Short exercise:
In the data below, locate each line with the word "Tailwind" and list it.

Extracted data:
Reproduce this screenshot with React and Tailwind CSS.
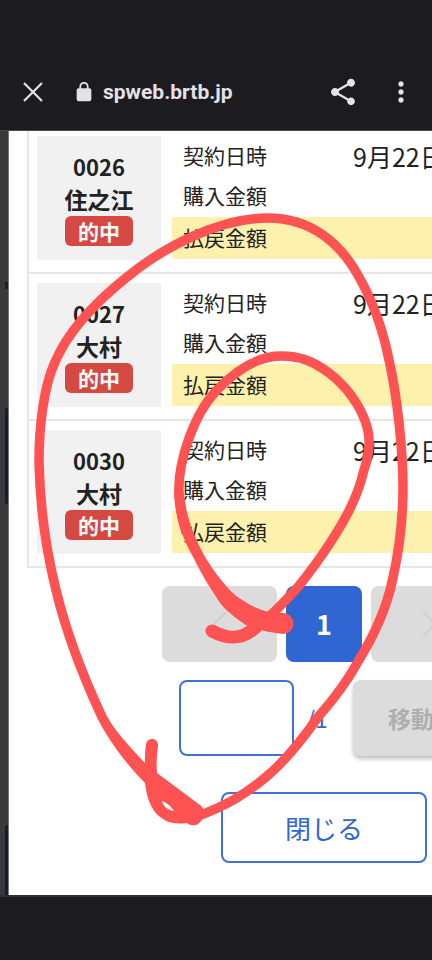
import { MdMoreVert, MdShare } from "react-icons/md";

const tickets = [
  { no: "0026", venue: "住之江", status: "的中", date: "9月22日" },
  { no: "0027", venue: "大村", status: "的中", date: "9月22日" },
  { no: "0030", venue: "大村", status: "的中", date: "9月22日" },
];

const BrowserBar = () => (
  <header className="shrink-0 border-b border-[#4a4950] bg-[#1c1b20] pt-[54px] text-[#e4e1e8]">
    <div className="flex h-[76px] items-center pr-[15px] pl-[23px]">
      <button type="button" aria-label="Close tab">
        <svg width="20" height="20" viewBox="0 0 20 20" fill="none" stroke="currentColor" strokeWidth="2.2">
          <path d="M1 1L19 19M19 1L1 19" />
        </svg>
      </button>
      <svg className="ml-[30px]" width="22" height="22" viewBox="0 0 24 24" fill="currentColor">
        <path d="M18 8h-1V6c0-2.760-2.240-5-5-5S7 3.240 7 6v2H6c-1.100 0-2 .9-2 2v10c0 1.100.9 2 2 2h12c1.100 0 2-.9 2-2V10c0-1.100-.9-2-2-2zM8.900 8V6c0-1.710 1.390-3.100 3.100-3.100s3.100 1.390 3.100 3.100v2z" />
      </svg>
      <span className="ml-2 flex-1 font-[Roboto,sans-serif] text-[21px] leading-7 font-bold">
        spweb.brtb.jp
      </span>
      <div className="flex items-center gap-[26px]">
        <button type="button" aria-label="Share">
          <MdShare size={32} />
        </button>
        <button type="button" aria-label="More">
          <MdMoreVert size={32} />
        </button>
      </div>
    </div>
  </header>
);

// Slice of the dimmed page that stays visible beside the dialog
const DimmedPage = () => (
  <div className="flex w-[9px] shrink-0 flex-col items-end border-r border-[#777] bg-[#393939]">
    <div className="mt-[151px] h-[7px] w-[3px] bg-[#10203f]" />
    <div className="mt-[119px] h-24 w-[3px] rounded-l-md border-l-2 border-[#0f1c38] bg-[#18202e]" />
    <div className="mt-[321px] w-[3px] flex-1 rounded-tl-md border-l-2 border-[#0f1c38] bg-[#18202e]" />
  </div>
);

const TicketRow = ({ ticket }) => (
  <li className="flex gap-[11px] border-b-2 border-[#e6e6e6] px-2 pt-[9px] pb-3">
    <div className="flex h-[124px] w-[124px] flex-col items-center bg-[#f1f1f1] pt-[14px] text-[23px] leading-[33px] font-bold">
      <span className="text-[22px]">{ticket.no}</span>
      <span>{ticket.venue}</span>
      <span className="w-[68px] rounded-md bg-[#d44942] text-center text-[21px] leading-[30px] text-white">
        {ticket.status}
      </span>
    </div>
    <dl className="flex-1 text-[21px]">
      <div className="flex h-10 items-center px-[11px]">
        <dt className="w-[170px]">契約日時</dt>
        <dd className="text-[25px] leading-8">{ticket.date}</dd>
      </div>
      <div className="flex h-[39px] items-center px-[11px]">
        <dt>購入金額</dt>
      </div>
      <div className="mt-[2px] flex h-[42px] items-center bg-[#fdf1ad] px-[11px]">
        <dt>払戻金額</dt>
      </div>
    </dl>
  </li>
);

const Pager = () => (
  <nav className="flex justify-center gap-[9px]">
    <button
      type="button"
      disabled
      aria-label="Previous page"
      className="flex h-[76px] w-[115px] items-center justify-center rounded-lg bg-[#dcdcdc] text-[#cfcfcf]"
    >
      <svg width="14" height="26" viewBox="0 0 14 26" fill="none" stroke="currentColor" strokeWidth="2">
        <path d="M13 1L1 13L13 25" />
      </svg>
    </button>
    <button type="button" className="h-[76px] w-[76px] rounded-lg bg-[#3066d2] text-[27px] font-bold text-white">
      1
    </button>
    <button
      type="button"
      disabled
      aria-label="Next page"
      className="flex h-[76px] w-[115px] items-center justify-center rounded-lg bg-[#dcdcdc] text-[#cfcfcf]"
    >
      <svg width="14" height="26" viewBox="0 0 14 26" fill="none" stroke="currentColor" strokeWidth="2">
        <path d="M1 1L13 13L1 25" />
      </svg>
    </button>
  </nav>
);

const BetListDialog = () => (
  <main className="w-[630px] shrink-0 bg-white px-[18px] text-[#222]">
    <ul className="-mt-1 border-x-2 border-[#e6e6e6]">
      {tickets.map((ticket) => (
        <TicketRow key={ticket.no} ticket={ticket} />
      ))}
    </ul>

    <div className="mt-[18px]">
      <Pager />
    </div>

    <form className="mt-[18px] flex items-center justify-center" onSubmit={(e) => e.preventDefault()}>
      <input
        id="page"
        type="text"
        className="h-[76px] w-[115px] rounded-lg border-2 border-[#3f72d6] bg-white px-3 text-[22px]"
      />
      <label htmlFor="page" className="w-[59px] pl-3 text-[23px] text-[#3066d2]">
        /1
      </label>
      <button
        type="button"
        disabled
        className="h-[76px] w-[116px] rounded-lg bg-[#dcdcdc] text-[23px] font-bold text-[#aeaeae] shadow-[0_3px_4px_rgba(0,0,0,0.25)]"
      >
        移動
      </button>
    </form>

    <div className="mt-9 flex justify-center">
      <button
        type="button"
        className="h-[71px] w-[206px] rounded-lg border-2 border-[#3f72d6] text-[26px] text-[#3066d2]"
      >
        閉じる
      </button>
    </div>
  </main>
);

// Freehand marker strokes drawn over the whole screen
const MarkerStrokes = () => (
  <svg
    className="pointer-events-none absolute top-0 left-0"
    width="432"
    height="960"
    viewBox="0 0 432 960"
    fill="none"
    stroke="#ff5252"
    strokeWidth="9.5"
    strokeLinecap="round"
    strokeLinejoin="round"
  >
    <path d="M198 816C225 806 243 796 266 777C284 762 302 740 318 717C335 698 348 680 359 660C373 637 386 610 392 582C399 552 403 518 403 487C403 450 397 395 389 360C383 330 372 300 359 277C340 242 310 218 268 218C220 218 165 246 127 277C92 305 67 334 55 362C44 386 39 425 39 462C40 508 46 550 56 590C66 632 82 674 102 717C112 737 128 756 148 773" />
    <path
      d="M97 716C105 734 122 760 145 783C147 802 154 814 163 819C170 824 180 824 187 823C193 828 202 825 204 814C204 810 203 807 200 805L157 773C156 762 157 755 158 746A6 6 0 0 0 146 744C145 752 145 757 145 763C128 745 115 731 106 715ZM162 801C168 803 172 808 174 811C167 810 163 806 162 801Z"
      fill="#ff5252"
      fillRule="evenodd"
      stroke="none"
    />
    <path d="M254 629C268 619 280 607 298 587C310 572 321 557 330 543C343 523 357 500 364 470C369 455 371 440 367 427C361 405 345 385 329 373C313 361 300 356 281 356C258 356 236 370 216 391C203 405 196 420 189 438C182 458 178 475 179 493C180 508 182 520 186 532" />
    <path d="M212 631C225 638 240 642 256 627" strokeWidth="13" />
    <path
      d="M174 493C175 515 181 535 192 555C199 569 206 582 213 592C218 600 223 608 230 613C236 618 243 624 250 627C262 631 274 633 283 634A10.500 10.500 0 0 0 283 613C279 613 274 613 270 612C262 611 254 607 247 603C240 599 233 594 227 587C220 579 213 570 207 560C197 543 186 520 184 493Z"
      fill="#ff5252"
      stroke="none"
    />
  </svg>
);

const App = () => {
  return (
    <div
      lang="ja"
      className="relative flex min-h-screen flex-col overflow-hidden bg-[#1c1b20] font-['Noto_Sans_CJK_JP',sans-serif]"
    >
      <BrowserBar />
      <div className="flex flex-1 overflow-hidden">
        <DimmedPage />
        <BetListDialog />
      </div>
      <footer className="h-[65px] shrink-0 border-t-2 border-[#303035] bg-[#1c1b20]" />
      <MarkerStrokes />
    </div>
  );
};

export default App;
...
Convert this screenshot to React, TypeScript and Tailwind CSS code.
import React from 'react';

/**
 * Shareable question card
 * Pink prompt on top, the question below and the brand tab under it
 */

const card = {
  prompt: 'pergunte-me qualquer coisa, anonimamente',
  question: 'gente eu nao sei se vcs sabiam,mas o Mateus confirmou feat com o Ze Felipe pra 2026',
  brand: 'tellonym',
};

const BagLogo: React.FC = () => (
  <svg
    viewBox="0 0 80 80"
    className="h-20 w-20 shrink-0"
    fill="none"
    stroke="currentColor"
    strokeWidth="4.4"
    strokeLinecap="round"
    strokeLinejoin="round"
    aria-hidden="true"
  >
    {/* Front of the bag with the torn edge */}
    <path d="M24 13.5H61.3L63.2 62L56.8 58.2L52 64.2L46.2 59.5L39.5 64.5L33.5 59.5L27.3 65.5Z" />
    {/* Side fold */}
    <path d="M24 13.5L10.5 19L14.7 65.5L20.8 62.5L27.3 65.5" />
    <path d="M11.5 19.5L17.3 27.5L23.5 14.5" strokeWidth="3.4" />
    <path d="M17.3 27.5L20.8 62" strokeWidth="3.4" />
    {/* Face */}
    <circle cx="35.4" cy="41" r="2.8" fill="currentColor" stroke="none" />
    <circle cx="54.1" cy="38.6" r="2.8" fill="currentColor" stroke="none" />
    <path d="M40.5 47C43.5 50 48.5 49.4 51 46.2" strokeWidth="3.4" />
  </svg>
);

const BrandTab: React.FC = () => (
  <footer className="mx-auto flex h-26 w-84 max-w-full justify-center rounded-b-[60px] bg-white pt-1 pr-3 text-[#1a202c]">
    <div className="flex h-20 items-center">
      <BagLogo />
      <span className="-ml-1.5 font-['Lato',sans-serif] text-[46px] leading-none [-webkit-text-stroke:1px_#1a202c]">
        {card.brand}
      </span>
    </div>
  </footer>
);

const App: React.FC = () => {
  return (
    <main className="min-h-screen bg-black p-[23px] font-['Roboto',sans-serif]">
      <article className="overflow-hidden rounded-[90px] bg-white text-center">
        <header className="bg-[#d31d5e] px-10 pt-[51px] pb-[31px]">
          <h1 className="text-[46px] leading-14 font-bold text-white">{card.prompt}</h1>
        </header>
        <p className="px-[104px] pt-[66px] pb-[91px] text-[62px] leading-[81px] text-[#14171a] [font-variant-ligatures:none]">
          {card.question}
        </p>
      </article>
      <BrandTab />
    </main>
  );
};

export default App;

Finished exercise:
Reproduce this screenshot with React and Tailwind CSS.
Convert this screenshot to React, TypeScript and Tailwind CSS code.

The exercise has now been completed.